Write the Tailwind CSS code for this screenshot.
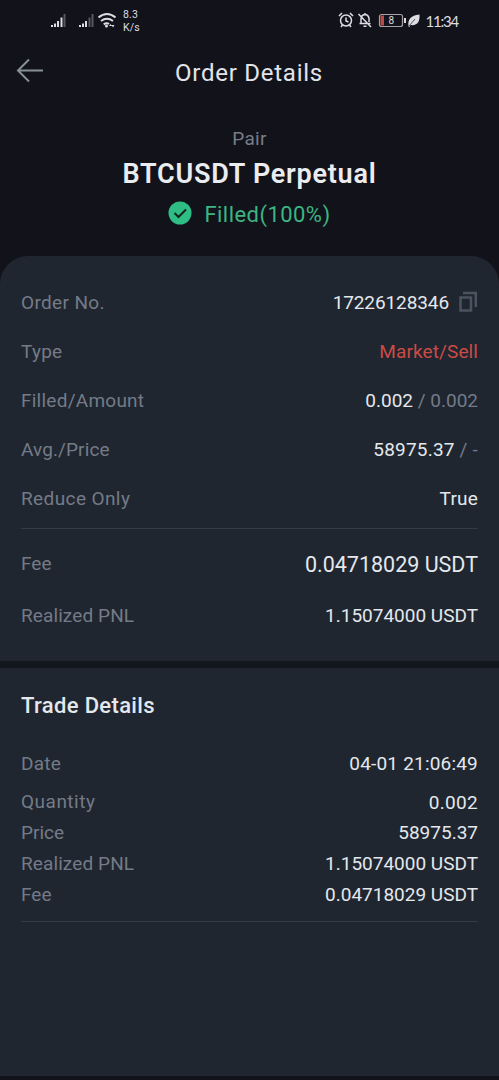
<!DOCTYPE html>
<html lang="en">
<head>
<meta charset="utf-8">
<title>Order Details</title>
<script src="https://cdn.jsdelivr.net/npm/@tailwindcss/browser@4"></script>
</head>
<body class="bg-[#12131a]">
<div class="flex h-[1080px] w-[499px] flex-col overflow-hidden bg-[#12131a] font-['Roboto','Liberation_Sans',sans-serif] text-[19px] whitespace-nowrap">
  <header class="flex h-[42px] shrink-0 items-center justify-between pr-[42px] pl-[50px] text-[#dcdde1]">
    <div class="flex h-full items-center">
      <svg class="h-5 w-[70px]" viewBox="0 0 70 20" fill="currentColor">
        <path d="M1 14h2v2H1zM4 12.500h2V16H4zM7 10h2v6H7zM10.500 6.500h2V16h-2z"/><path opacity=".35" d="M13.500 3h2v13h-2z"/>
        <path d="M29 14h2v2h-2zM32 12.500h2V16h-2zM35 10h2v6h-2z"/><path opacity=".35" d="M38.500 6.500h2V16h-2zM41.500 3h2v13h-2z"/>
        <g fill="none" stroke="currentColor" stroke-width="2"><path d="M48.500 6.500q8.500-7 17 0M51 10q6-4.500 12 0M53.700 13.300q3-2 5.300-.3"/></g>
        <circle cx="56.500" cy="15" r="1.500"/><path d="m59 15 1.500-2 1.500 2zM61.500 14h3L63 16.500z"/>
      </svg>
      <div class="ml-[3px] pb-px text-[10.500px] leading-[13px] tracking-[0.2px]">8.3<br>K/s</div>
    </div>
    <div class="flex h-full items-center">
      <svg class="mb-[3px] h-[18px] w-[84px]" viewBox="0 0 84 18" fill="none" stroke="currentColor" stroke-width="1.500">
        <circle cx="8" cy="9.500" r="5.500"/><path d="M8 6.500v3.500l2.500 1M1 5l3-3M12 2l3 3M4.500 14 3 16M11.500 14l1.500 2"/>
        <path d="M21.500 12.500h11M23 12V8q0-4 4-4.500Q30 3.500 31 7v4M20.500 3l12.500 13M27 2v2M25.500 15.200h3"/>
        <rect x="41.500" y="3.500" width="23" height="12" rx="2" stroke="#a9a0a5" stroke-width="1.200"/>
        <path d="M42.500 4.500H46v10h-3.500z" fill="#b64b47" stroke="none"/>
        <text x="50.500" y="13" fill="currentColor" stroke="none" font-size="10">8</text>
        <path d="M67 7v5" stroke-width="2"/>
        <path d="M70.500 15.500c-1-7 2-11 11-12 .5 7-2 11.500-9 10.500l-1 2z" fill="currentColor" stroke="none"/><path d="m71 15 6-7" stroke="#12131a" stroke-width=".7"/>
      </svg>
      <span class="-mr-[1px] ml-[3px] font-['Lato',sans-serif] text-[15px] leading-5 tracking-[-1.200px]">11:34</span>
    </div>
  </header>

  <div class="flex h-[60px] shrink-0 items-center pl-4">
    <svg class="h-7 w-7" viewBox="0 0 28 28" fill="none" stroke="#869196" stroke-width="2"><path d="M27 12.500H2M13 1.500 2 12.500l11 11"/></svg>
    <h1 class="ml-[131px] pt-px text-[24px] tracking-[0.75px] text-[#e3e4ea]">Order Details</h1>
  </div>

  <section class="flex h-[154px] shrink-0 flex-col items-center pt-[25px]">
    <div class="h-[24px] text-[19px] leading-[24px] tracking-[0.3px] text-[#777c89]">Pair</div>
    <h2 class="mt-[3px] h-[40px] text-[27px] leading-[40px] font-semibold tracking-[0.75px] text-[#eaecf0]">BTCUSDT Perpetual</h2>
    <div class="mt-[6px] flex h-[30px] items-center text-[#3cb583]">
      <svg class="mb-[4px] h-6 w-6" viewBox="0 0 24 24"><circle cx="12" cy="12" r="11.500" fill="#2ebd85"/><path d="m6.500 12 4 4 7.500-7.500" fill="none" stroke="#14241f" stroke-width="2"/></svg>
      <span class="mb-[2px] ml-[12px] text-[22px] tracking-[0.450px]">Filled(100%)</span>
    </div>
  </section>

  <main class="flex grow flex-col rounded-t-[28px] bg-[#1f2630] pt-[23px] text-[#e4e8ed]">
    <div class="flex h-[49px] items-center justify-between px-[21px]">
      <span class="tracking-[0.350px] text-[#747b87]">Order No.</span>
      <div class="flex items-center"><span class="tracking-[-0.1px]">17226128346</span>
        <svg class="mb-[5px] ml-[9px] h-[21px] w-5" viewBox="0 0 20 21" fill="none" stroke="#4b535f" stroke-width="2.500"><path d="M2.500 6.500h10.500v13H2.500zM5 2h12.800v14"/></svg>
      </div>
    </div>
    <div class="flex h-[49px] items-center justify-between px-[21px]"><span class="tracking-[0.250px] text-[#747b87]">Type</span><span class="tracking-[0.1px] text-[#cc4b45]">Market/Sell</span></div>
    <div class="flex h-[49px] items-center justify-between px-[21px]"><span class="tracking-[0.250px] text-[#747b87]">Filled/Amount</span><span>0.002 <span class="text-[#747b87]">/ 0.002</span></span></div>
    <div class="flex h-[49px] items-center justify-between px-[21px]"><span class="tracking-[0.1px] text-[#747b87]">Avg./Price</span><span class="tracking-[0.2px]">58975.37 <span class="text-[#747b87]">/ -</span></span></div>
    <div class="flex h-[49px] items-center justify-between px-[21px]"><span class="tracking-[0.4px] text-[#747b87]">Reduce Only</span><span class="tracking-[0.2px]">True</span></div>
    <div class="mx-[21px] mt-[4px] h-px bg-[#333b43]"></div>
    <div class="mt-[10px] flex h-[50px] items-center justify-between px-[21px]"><span class="text-[#747b87]">Fee</span><span class="pt-[3px] text-[21.500px]">0.04718029 USDT</span></div>
    <div class="flex h-[54px] items-center justify-between px-[21px]"><span class="tracking-[0.1px] text-[#747b87]">Realized PNL</span><span>1.15074000 USDT</span></div>
    <div class="mt-[18px] h-[7px] bg-[#11171d]"></div>
    <h3 class="mt-[20px] h-[36px] px-[21px] text-[22px] leading-[36px] font-medium tracking-[0.350px]">Trade Details</h3>
    <div class="mt-[21px] flex h-[38px] items-center justify-between px-[21px]"><span class="tracking-[0.250px] text-[#747b87]">Date</span><span class="tracking-[0.2px]">04-01 21:06:49</span></div>
    <div class="mt-[4px] flex h-[31px] items-center justify-between px-[21px]"><span class="tracking-[0.5px] text-[#747b87]">Quantity</span><span class="pt-[2px] tracking-[0.3px]">0.002</span></div>
    <div class="flex h-[31px] items-center justify-between px-[21px]"><span class="text-[#747b87]">Price</span><span>58975.37</span></div>
    <div class="flex h-[31px] items-center justify-between px-[21px]"><span class="tracking-[0.1px] text-[#747b87]">Realized PNL</span><span>1.15074000 USDT</span></div>
    <div class="flex h-[31px] items-center justify-between px-[21px]"><span class="text-[#747b87]">Fee</span><span>0.04718029 USDT</span></div>
    <div class="mx-[21px] mt-[10px] h-px bg-[#333b43]"></div>
  </main>
  <footer class="h-1 shrink-0 bg-[#11131b]"></footer>
</div>
</body>
</html>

● **Given exercise**
Output a faithful copy of the data, with each picture left out.

● **Right answer**
Write the Tailwind CSS code for this screenshot.
<!DOCTYPE html>
<html lang="en">
<head>
<meta charset="utf-8">
<title>Order Details</title>
<script src="https://cdn.jsdelivr.net/npm/@tailwindcss/browser@4"></script>
</head>
<body class="bg-[#12131a]">
<div class="flex h-[1080px] w-[499px] flex-col overflow-hidden bg-[#12131a] font-['Roboto','Liberation_Sans',sans-serif] text-[19px] whitespace-nowrap">
  <header class="flex h-[42px] shrink-0 items-center justify-between pr-[42px] pl-[50px] text-[#dcdde1]">
    <div class="flex h-full items-center">
      <svg class="h-5 w-[70px]" viewBox="0 0 70 20" fill="currentColor">
        <path d="M1 14h2v2H1zM4 12.500h2V16H4zM7 10h2v6H7zM10.500 6.500h2V16h-2z"/><path opacity=".35" d="M13.500 3h2v13h-2z"/>
        <path d="M29 14h2v2h-2zM32 12.500h2V16h-2zM35 10h2v6h-2z"/><path opacity=".35" d="M38.500 6.500h2V16h-2zM41.500 3h2v13h-2z"/>
        <g fill="none" stroke="currentColor" stroke-width="2"><path d="M48.500 6.500q8.500-7 17 0M51 10q6-4.500 12 0M53.700 13.300q3-2 5.300-.3"/></g>
        <circle cx="56.500" cy="15" r="1.500"/><path d="m59 15 1.500-2 1.500 2zM61.500 14h3L63 16.500z"/>
      </svg>
      <div class="ml-[3px] pb-px text-[10.500px] leading-[13px] tracking-[0.2px]">8.3<br>K/s</div>
    </div>
    <div class="flex h-full items-center">
      <svg class="mb-[3px] h-[18px] w-[84px]" viewBox="0 0 84 18" fill="none" stroke="currentColor" stroke-width="1.500">
        <circle cx="8" cy="9.500" r="5.500"/><path d="M8 6.500v3.500l2.500 1M1 5l3-3M12 2l3 3M4.500 14 3 16M11.500 14l1.500 2"/>
        <path d="M21.500 12.500h11M23 12V8q0-4 4-4.500Q30 3.500 31 7v4M20.500 3l12.500 13M27 2v2M25.500 15.200h3"/>
        <rect x="41.500" y="3.500" width="23" height="12" rx="2" stroke="#a9a0a5" stroke-width="1.200"/>
        <path d="M42.500 4.500H46v10h-3.500z" fill="#b64b47" stroke="none"/>
        <text x="50.500" y="13" fill="currentColor" stroke="none" font-size="10">8</text>
        <path d="M67 7v5" stroke-width="2"/>
        <path d="M70.500 15.500c-1-7 2-11 11-12 .5 7-2 11.500-9 10.500l-1 2z" fill="currentColor" stroke="none"/><path d="m71 15 6-7" stroke="#12131a" stroke-width=".7"/>
      </svg>
      <span class="-mr-[1px] ml-[3px] font-['Lato',sans-serif] text-[15px] leading-5 tracking-[-1.200px]">11:34</span>
    </div>
  </header>

  <div class="flex h-[60px] shrink-0 items-center pl-4">
    <svg class="h-7 w-7" viewBox="0 0 28 28" fill="none" stroke="#869196" stroke-width="2"><path d="M27 12.500H2M13 1.500 2 12.500l11 11"/></svg>
    <h1 class="ml-[131px] pt-px text-[24px] tracking-[0.75px] text-[#e3e4ea]">Order Details</h1>
  </div>

  <section class="flex h-[154px] shrink-0 flex-col items-center pt-[25px]">
    <div class="h-[24px] text-[19px] leading-[24px] tracking-[0.3px] text-[#777c89]">Pair</div>
    <h2 class="mt-[3px] h-[40px] text-[27px] leading-[40px] font-semibold tracking-[0.75px] text-[#eaecf0]">BTCUSDT Perpetual</h2>
    <div class="mt-[6px] flex h-[30px] items-center text-[#3cb583]">
      <svg class="mb-[4px] h-6 w-6" viewBox="0 0 24 24"><circle cx="12" cy="12" r="11.500" fill="#2ebd85"/><path d="m6.500 12 4 4 7.500-7.500" fill="none" stroke="#14241f" stroke-width="2"/></svg>
      <span class="mb-[2px] ml-[12px] text-[22px] tracking-[0.450px]">Filled(100%)</span>
    </div>
  </section>

  <main class="flex grow flex-col rounded-t-[28px] bg-[#1f2630] pt-[23px] text-[#e4e8ed]">
    <div class="flex h-[49px] items-center justify-between px-[21px]">
      <span class="tracking-[0.350px] text-[#747b87]">Order No.</span>
      <div class="flex items-center"><span class="tracking-[-0.1px]">17226128346</span>
        <svg class="mb-[5px] ml-[9px] h-[21px] w-5" viewBox="0 0 20 21" fill="none" stroke="#4b535f" stroke-width="2.500"><path d="M2.500 6.500h10.500v13H2.500zM5 2h12.800v14"/></svg>
      </div>
    </div>
    <div class="flex h-[49px] items-center justify-between px-[21px]"><span class="tracking-[0.250px] text-[#747b87]">Type</span><span class="tracking-[0.1px] text-[#cc4b45]">Market/Sell</span></div>
    <div class="flex h-[49px] items-center justify-between px-[21px]"><span class="tracking-[0.250px] text-[#747b87]">Filled/Amount</span><span>0.002 <span class="text-[#747b87]">/ 0.002</span></span></div>
    <div class="flex h-[49px] items-center justify-between px-[21px]"><span class="tracking-[0.1px] text-[#747b87]">Avg./Price</span><span class="tracking-[0.2px]">58975.37 <span class="text-[#747b87]">/ -</span></span></div>
    <div class="flex h-[49px] items-center justify-between px-[21px]"><span class="tracking-[0.4px] text-[#747b87]">Reduce Only</span><span class="tracking-[0.2px]">True</span></div>
    <div class="mx-[21px] mt-[4px] h-px bg-[#333b43]"></div>
    <div class="mt-[10px] flex h-[50px] items-center justify-between px-[21px]"><span class="text-[#747b87]">Fee</span><span class="pt-[3px] text-[21.500px]">0.04718029 USDT</span></div>
    <div class="flex h-[54px] items-center justify-between px-[21px]"><span class="tracking-[0.1px] text-[#747b87]">Realized PNL</span><span>1.15074000 USDT</span></div>
    <div class="mt-[18px] h-[7px] bg-[#11171d]"></div>
    <h3 class="mt-[20px] h-[36px] px-[21px] text-[22px] leading-[36px] font-medium tracking-[0.350px]">Trade Details</h3>
    <div class="mt-[21px] flex h-[38px] items-center justify-between px-[21px]"><span class="tracking-[0.250px] text-[#747b87]">Date</span><span class="tracking-[0.2px]">04-01 21:06:49</span></div>
    <div class="mt-[4px] flex h-[31px] items-center justify-between px-[21px]"><span class="tracking-[0.5px] text-[#747b87]">Quantity</span><span class="pt-[2px] tracking-[0.3px]">0.002</span></div>
    <div class="flex h-[31px] items-center justify-between px-[21px]"><span class="text-[#747b87]">Price</span><span>58975.37</span></div>
    <div class="flex h-[31px] items-center justify-between px-[21px]"><span class="tracking-[0.1px] text-[#747b87]">Realized PNL</span><span>1.15074000 USDT</span></div>
    <div class="flex h-[31px] items-center justify-between px-[21px]"><span class="text-[#747b87]">Fee</span><span>0.04718029 USDT</span></div>
    <div class="mx-[21px] mt-[10px] h-px bg-[#333b43]"></div>
  </main>
  <footer class="h-1 shrink-0 bg-[#11131b]"></footer>
</div>
</body>
</html>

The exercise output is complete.